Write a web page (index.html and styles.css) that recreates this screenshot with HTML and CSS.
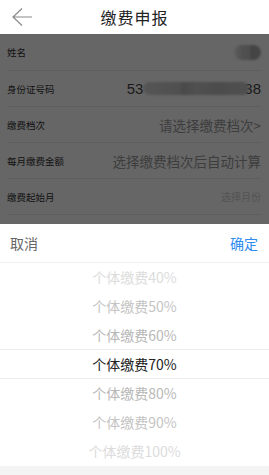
FILE: index.html
```html
<!DOCTYPE html>
<html lang="zh-CN">
<head>
  <meta charset="UTF-8">
  <meta name="viewport" content="width=device-width,initial-scale=1.0">
  <title>缴费申报</title>
  <link rel="stylesheet" href="styles.css">
</head>
<body>

  <div class="topbar">
    <button class="back" aria-label="返回">
      <svg width="22" height="20" viewBox="0 0 22 20">
        <path d="M11 1.5 L2 10 L11 18.5 M2 10 H21" fill="none" stroke="#8a8a8a" stroke-width="1.2"/>
      </svg>
    </button>
    <h1>缴费申报</h1>
  </div>

  <!-- 表单 (被遮罩盖住) -->
  <div class="form">
    <div class="row">
      <span class="label">姓名</span>
      <span class="secret name"></span>
    </div>
    <div class="row">
      <span class="label">身份证号码</span>
      <span class="value idno">53<span class="secret id"></span>38</span>
    </div>
    <div class="row">
      <span class="label">缴费档次</span>
      <span class="value">请选择缴费档次&gt;</span>
    </div>
    <div class="row">
      <span class="label">每月缴费金额</span>
      <span class="value">选择缴费档次后自动计算</span>
    </div>
    <div class="row">
      <span class="label">缴费起始月</span>
      <span class="value hint">选择月份</span>
    </div>
  </div>

  <!-- 选择器 -->
  <div class="picker">
    <div class="picker-head">
      <span class="cancel">取消</span>
      <span class="ok">确定</span>
    </div>
    <ul class="wheel">
      <li class="far">个体缴费40%</li>
      <li class="mid">个体缴费50%</li>
      <li class="near">个体缴费60%</li>
      <li class="current">个体缴费70%</li>
      <li class="near">个体缴费80%</li>
      <li class="mid">个体缴费90%</li>
      <li class="far">个体缴费100%</li>
    </ul>
    <div class="picker-foot"></div>
  </div>

</body>
</html>
```

FILE: styles.css
```css
body {
  margin: 0;
  padding: 0;
  background-color: #ffffff;
  font-family: "Noto Sans CJK SC", "Noto Sans", sans-serif;
  color: #333;
}

.topbar {
  position: relative;
  height: 34px;
  display: flex;
  align-items: center;
  justify-content: center;
  background-color: #fff;
}
.topbar h1 {
  margin: 0;
  font-size: 16px;
  font-weight: 400;
  color: #222;
  letter-spacing: 1px;
}
.back {
  position: absolute;
  left: 11px;
  top: 7px;
  padding: 0;
  border: none;
  background: none;
  line-height: 0;
}

.form {
  position: relative;
  height: 190px;
  background-color: #fff;
}
.form::after {
  content: "";
  position: absolute;
  top: 0;
  left: 0;
  right: 0;
  bottom: 0;
  background-color: rgba(0, 0, 0, 0.6);
}

.row {
  height: 35px;
  margin: 0 8px 0 7px;
  display: flex;
  align-items: center;
  justify-content: space-between;
  border-bottom: 1px solid #eaeaea;
}
.row:first-child {
  height: 36px;
}
.label {
  font-size: 9.5px;
  color: #303030;
}
.value {
  font-size: 13.5px;
  color: #9a9a9a;
  white-space: nowrap;
}
.value.hint {
  font-size: 10px;
  color: #d0d0d0;
}
.idno {
  display: flex;
  align-items: center;
  font-family: "Liberation Sans", sans-serif;
  font-size: 15px;
  color: #444;
}

.secret {
  display: inline-block;
  border-radius: 8px;
  filter: blur(1px);
}
.secret.name {
  width: 27px;
  height: 15px;
  background: linear-gradient(90deg, #ececec 0, #c8c8c8 30%, #c2c2c2 60%, #a8a8a8 62%, #b0b0b0 100%);
}
.secret.id {
  width: 106px;
  height: 13px;
  margin: 0 -5px 0 0;
  background: linear-gradient(90deg, #d6d6d6 0, #c6c6c6 35%, #b6b6b6 38%, #c8c8c8 50%, #bdbdbd 70%, #c8c8c8 100%);
}

.picker {
  background-color: #fff;
}
.picker-head {
  height: 38px;
  display: flex;
  align-items: center;
  justify-content: space-between;
  padding: 0 11px 0 10px;
  border-bottom: 1px solid #efefef;
  font-size: 14px;
}
.cancel {
  color: #666;
}
.ok {
  color: #2d8cf0;
}

.wheel {
  margin: 0;
  padding: 0;
  list-style: none;
}
.wheel li {
  height: 29px;
  line-height: 29px;
  text-align: center;
  font-size: 14px;
  color: #bbb;
}
.wheel li.far {
  color: #dcdcdc;
}
.wheel li.mid {
  color: #c4c4c4;
}
.wheel li.near {
  color: #b8b8b8;
}
.wheel li.current {
  height: 28px;
  line-height: 28px;
  color: #222;
  border-top: 1px solid #ececec;
  border-bottom: 1px solid #ececec;
  margin-top: -1px;
}

.picker-foot {
  height: 10px;
  background-color: #f4f4f4;
}
```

* * * * *

GIVEN EXERCISE: Return every line above in which the string "styles" occurs.

ANSWER TO THE TASK:
Write a web page (index.html and styles.css) that recreates this screenshot with HTML and CSS.
  <link rel="stylesheet" href="styles.css">
FILE: styles.css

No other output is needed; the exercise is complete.